On Tue, Jun 22, 2004 at 08:47:14AM -0700, Bill Pavich wrote:
> Unless you can suggest
> otherwise, I didn't see where I could remove files from an (the master
> in this case) index and then just remerge that one specific day's index
> back into the master, is there?
Well kind of.
When merging if two files have the same path name it then looks at the
last modified date and uses the newest one. Note "Replaced file" below:
moseley@bumby:~$ echo "first one" > test
moseley@bumby:~$ swish-e -i test -f 1.idx -v0
moseley@bumby:~$ echo "updated file" > test
moseley@bumby:~$ swish-e -i test -f 2.idx -v0
moseley@bumby:~$ swish-e -M 1.idx 2.idx out.idx -T indexed_words
Input index '1.idx' has 1 files and 2 words
Input index '2.idx' has 1 files and 2 words
Replaced file 'test 2004-06-22 10:37:21 PDT' with 'test 2004-06-22 10:37:42 PDT'
Getting words in index '1.idx': 2 words
Getting words in index '2.idx': 2 words
Adding:[1:swishdefault(1)] 'updated' Pos:5 Stuct:0x9 ( BODY FILE )
Adding:[1:swishdefault(1)] 'file' Pos:6 Stuct:0x9 ( BODY FILE )
Processing words in index 'out.idx': 4 words
Removed 2 words no longer present in docs for index 'out.idx'
Writing main index...
Sorting words ...
Sorting 2 words alphabetically
Writing header ...
Writing index entries ...
Writing word text: Complete
Writing word hash: Complete
Writing word data: Complete
2 unique words indexed.
4 properties sorted.
1 file indexed. 0 total bytes. 2 total words.
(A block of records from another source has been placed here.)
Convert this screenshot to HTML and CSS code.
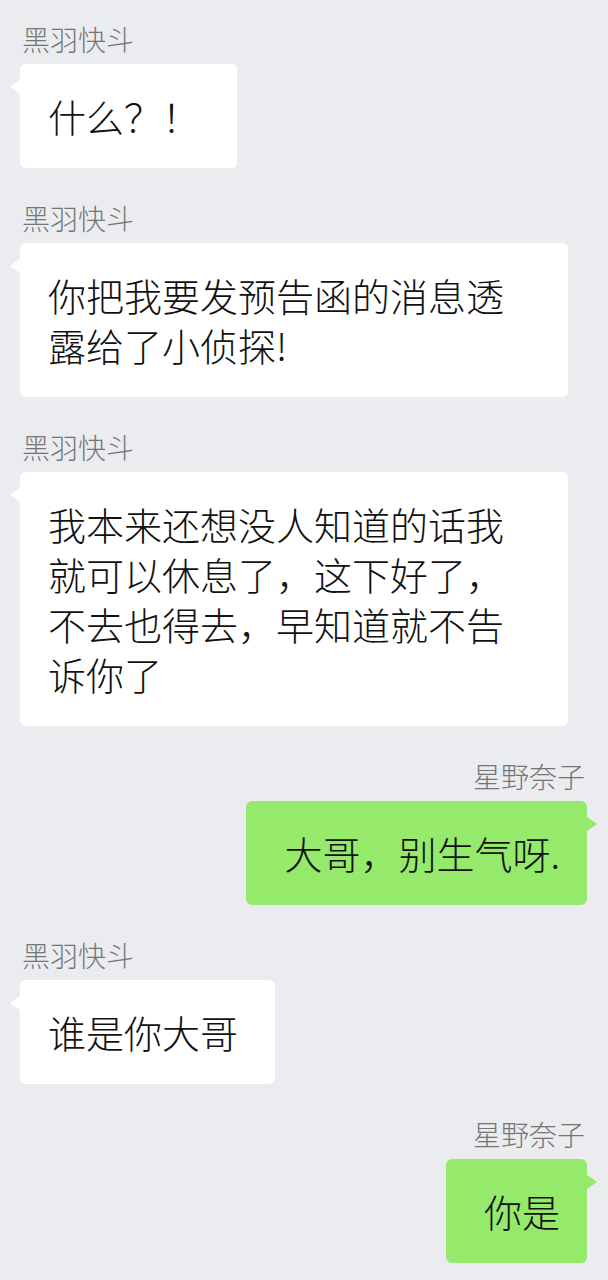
FILE: index.html
```html
<!DOCTYPE html>
<html lang="zh-CN">
<head>
<meta charset="utf-8">
<title>聊天</title>
<link rel="stylesheet" href="styles.css">
</head>
<body>
<main class="chat">
  <div class="msg msg-left">
    <div class="name">黑羽快斗</div>
    <div class="bubble">什么？！</div>
  </div>
  <div class="msg msg-left">
    <div class="name">黑羽快斗</div>
    <div class="bubble">你把我要发预告函的消息透露给了小侦探!</div>
  </div>
  <div class="msg msg-left">
    <div class="name">黑羽快斗</div>
    <div class="bubble">我本来还想没人知道的话我就可以休息了，这下好了，不去也得去，早知道就不告诉你了</div>
  </div>
  <div class="msg msg-right">
    <div class="name">星野奈子</div>
    <div class="bubble">大哥，别生气呀.</div>
  </div>
  <div class="msg msg-left">
    <div class="name">黑羽快斗</div>
    <div class="bubble">谁是你大哥</div>
  </div>
  <div class="msg msg-right">
    <div class="name">星野奈子</div>
    <div class="bubble">你是</div>
  </div>
</main>
</body>
</html>
```

FILE: styles.css
```css
html {
  background: #ebecf0;
}

body {
  margin: 0;
  min-height: 1280px;
  background: #ebecf0;
  font-family: "Noto Sans CJK SC", "Noto Sans", sans-serif;
}

.chat {
  display: flex;
  flex-direction: column;
  gap: 36px;
  padding: 25px 21px 16px 20px;
}

.msg {
  display: flex;
  flex-direction: column;
  gap: 11px;
}

.msg-left {
  align-items: flex-start;
}

.msg-right {
  align-items: flex-end;
}

.name {
  font-size: 28px;
  line-height: 28px;
  font-weight: 300;
  color: #757575;
  padding: 0 2px;
}

.bubble {
  position: relative;
  max-width: 548px;
  box-sizing: border-box;
  font-size: 38px;
  line-height: 50px;
  font-weight: 300;
  color: #111111;
  border-radius: 6px;
  word-break: break-all;
}

.msg-left .bubble {
  background: #ffffff;
  padding: 27px 37px 27px 28px;
}

.msg-right .bubble {
  background: #95e96b;
  padding: 27px 27px 27px 38px;
}

.bubble::before {
  content: "";
  position: absolute;
  top: 16px;
  width: 0;
  height: 0;
  border-top: 7px solid transparent;
  border-bottom: 7px solid transparent;
}

.msg-left .bubble::before {
  left: -10px;
  border-right: 10px solid #ffffff;
}

.msg-right .bubble::before {
  right: -10px;
  border-left: 10px solid #95e96b;
}
```
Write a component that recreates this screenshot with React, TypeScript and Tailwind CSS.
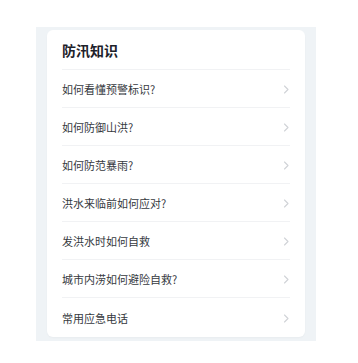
const items = [
  '如何看懂预警标识?',
  '如何防御山洪?',
  '如何防范暴雨?',
  '洪水来临前如何应对?',
  '发洪水时如何自救',
  '城市内涝如何避险自救?',
  '常用应急电话',
];

const Chevron = () => (
  <svg width="7" height="9" viewBox="0 0 7 9" fill="none">
    <path d="M1.5 1 L5 4.5 L1.5 8" stroke="#d0d3d7" strokeWidth="1.1" strokeLinecap="round" strokeLinejoin="round" />
  </svg>
);

export default function App() {
  return (
    <div className="min-h-screen bg-white pt-[27px] font-['Noto_Sans_CJK_SC','Noto_Sans',sans-serif]">
      <div className="ml-[36px] w-[280px] bg-[#eff3f6] px-[11px] pt-[3px] pb-[4px]">
        <div className="rounded-md bg-white px-[15px] shadow-[0_1px_2px_rgba(0,0,0,0.03)]">
          <div className="flex h-[40px] items-center border-b border-[#f1f2f4] pt-[1px]">
            <h2 className="text-[14px] font-bold text-[#1d2129]">防汛知识</h2>
          </div>
          {items.map((t, i) => (
            <div
              key={t}
              className={`flex items-center justify-between pt-[1px] ${
                i === items.length - 1 ? 'h-[39px]' : 'h-[38px] border-b border-[#f1f2f4]'
              }`}
            >
              <span className="text-[11px] text-[#36393e]">{t}</span>
              <Chevron />
            </div>
          ))}
        </div>
      </div>
    </div>
  );
}
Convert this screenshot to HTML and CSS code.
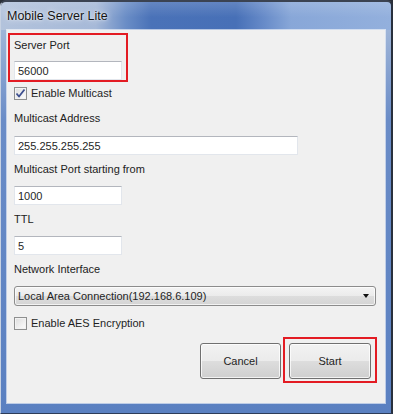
FILE: index.html
```html
<!DOCTYPE html>
<html lang="en">

<head>
    <meta charset="UTF-8">
    <meta name="viewport" content="width=device-width, initial-scale=1.0">
    <title>Mobile Server Lite</title>
    <link rel="stylesheet" href="styles.css">
</head>

<body>
    <div class="window">
        <div class="titlebar">
            <span class="title">Mobile Server Lite</span>
        </div>

        <div class="frame">
            <div class="client">
                <!-- Server port (highlighted) -->
                <div class="highlight port-box">
                    <span class="label">Server Port</span>
                    <input class="field field-short" type="text" value="56000">
                </div>

                <div class="form">
                    <label class="check-row multicast-row">
                        <span class="check">
                            <svg width="11" height="11" viewBox="0 0 11 11">
                                <path d="M1.5 5.5 L4 8.5 L9.5 1.5" fill="none" stroke="#3d4f8f" stroke-width="1.8" stroke-linejoin="round" />
                            </svg>
                        </span>
                        <span>Enable Multicast</span>
                    </label>

                    <span class="label address-label">Multicast Address</span>
                    <input class="field field-long address-field" type="text" value="255.255.255.255">

                    <span class="label gap-label">Multicast Port starting from</span>
                    <input class="field field-short gap-field" type="text" value="1000">

                    <span class="label gap-label">TTL</span>
                    <input class="field field-short gap-field" type="text" value="5">

                    <span class="label gap-label">Network Interface</span>
                    <div class="combo">
                        <span>Local Area Connection(192.168.6.109)</span>
                        <span class="arrow"></span>
                    </div>

                    <label class="check-row aes-row">
                        <span class="check"></span>
                        <span>Enable AES Encryption</span>
                    </label>
                </div>

                <div class="buttons">
                    <button class="btn btn-cancel">Cancel</button>
                    <div class="highlight start-box">
                        <button class="btn">Start</button>
                    </div>
                </div>
            </div>
        </div>
    </div>
</body>

</html>
```

FILE: styles.css
```css
* {
    margin: 0;
    padding: 0;
    box-sizing: border-box;
}

body {
    width: 393px;
    height: 414px;
    overflow: hidden;
    background: #2a2f38;
    font-family: "Liberation Sans", Arial, sans-serif;
    font-size: 11px;
    color: #1f1f1f;
}

.window {
    width: 393px;
    height: 414px;
    display: flex;
    flex-direction: column;
    border-top: 2px solid #3b4352;
    border-right: 2px solid #28303d;
    border-left: 1px solid #c6d1e2;
    border-bottom: 1px solid #2d3c58;
    border-radius: 6px 6px 0 0;
    overflow: hidden;
}

/* Aero title bar */
.titlebar {
    height: 28px;
    display: flex;
    align-items: center;
    padding-left: 6px;
    background:
        linear-gradient(180deg, rgba(255, 255, 255, 0.15) 0%, rgba(255, 255, 255, 0) 55%),
        linear-gradient(90deg, #b3c3dc 0, #a6b9d8 95px, #6a8dc6 125px, #4a72b8 150px, #4770b7 235px, #668ac8 262px, #88a7d8 290px, #93b0dd 100%);
}

.title {
    font-size: 12.5px;
    color: #141414;
    text-shadow: 0 0 6px rgba(255, 255, 255, 0.9), 0 0 2px rgba(255, 255, 255, 0.8);
}

.frame {
    flex: 1;
    display: flex;
    padding: 0 6px 10px 6px;
    background: linear-gradient(180deg, #9fb5d8 0, #6a8cc7 90px, #5a80c1 100%);
}

.client {
    flex: 1;
    background: #f0f0f0;
    box-shadow: 0 0 0 1px rgba(255, 255, 255, 0.6);
    padding: 3px 0 0 1px;
    display: flex;
    flex-direction: column;
    align-items: flex-start;
}

.highlight {
    border: 2px solid #e31b23;
}

.port-box {
    width: 120px;
    padding: 0 4px;
}

.label {
    display: block;
    line-height: 20px;
    color: #222;
}

.port-box .field {
    margin-top: 6px;
}

.field {
    display: block;
    height: 19px;
    padding: 1px 3px 0;
    background: #fff;
    border: 1px solid #e2e6ec;
    border-top-color: #b3b6bd;
    font-family: inherit;
    font-size: 11px;
    color: #1f1f1f;
    outline: none;
}

.field-short {
    width: 108px;
}

.field-long {
    width: 284px;
}

.form {
    padding-left: 6px;
    display: flex;
    flex-direction: column;
    align-items: flex-start;
}

.check-row {
    height: 14px;
    display: flex;
    align-items: center;
    gap: 4px;
}

.multicast-row {
    margin-top: 4px;
}

.check {
    width: 13px;
    height: 13px;
    display: flex;
    align-items: center;
    justify-content: center;
    border: 1px solid #8e8f8f;
    background: linear-gradient(135deg, #dcdcdc 0%, #f4f4f4 70%, #fdfdfd 100%);
    box-shadow: inset 0 0 0 1px #f2f2f2;
}

.address-label {
    margin-top: 8px;
}

.address-field {
    margin-top: 8px;
}

.gap-label {
    margin-top: 4px;
}

.gap-field {
    margin-top: 7px;
}

/* Dropdown list styled like a Win7 button */
.combo {
    margin-top: 7px;
    width: 362px;
    height: 20px;
    display: flex;
    align-items: center;
    justify-content: space-between;
    padding: 0 6px 0 3px;
    border: 1px solid #8c8c8c;
    border-radius: 3px;
    background: linear-gradient(180deg, #f4f4f4 0%, #ebebeb 50%, #dddddd 51%, #d4d4d4 100%);
    box-shadow: inset 0 0 0 1px rgba(255, 255, 255, 0.7);
}

.arrow {
    width: 0;
    height: 0;
    border-left: 3.5px solid transparent;
    border-right: 3.5px solid transparent;
    border-top: 4px solid #111;
}

.aes-row {
    margin-top: 10px;
}

.buttons {
    align-self: stretch;
    margin-top: 7px;
    padding-right: 8px;
    display: flex;
    justify-content: flex-end;
    align-items: flex-start;
    gap: 2px;
}

.start-box {
    padding: 4px 4px 2px;
}

.btn {
    width: 82px;
    height: 36px;
    border: 1px solid #707070;
    border-radius: 3px;
    background: linear-gradient(180deg, #f2f2f2 0%, #ebebeb 50%, #dddddd 51%, #cfcfcf 100%);
    box-shadow: inset 0 0 0 1px rgba(255, 255, 255, 0.75);
    font-family: inherit;
    font-size: 11px;
    color: #1f1f1f;
    cursor: pointer;
}

.btn-cancel {
    width: 81px;
    margin-top: 6px;
}
```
Elapsed time: 00:00:00 CPU time: 00:00:00
How well that works in your case (speed wise) is another question.
Merging is just indexing without having to parse the input files.
Otherwise, it goes through all the same steps. It's not true
incremental indexing -- because it's not just removing one file and
adding in another.
Received on Tue Jun 22 17:46:39 2004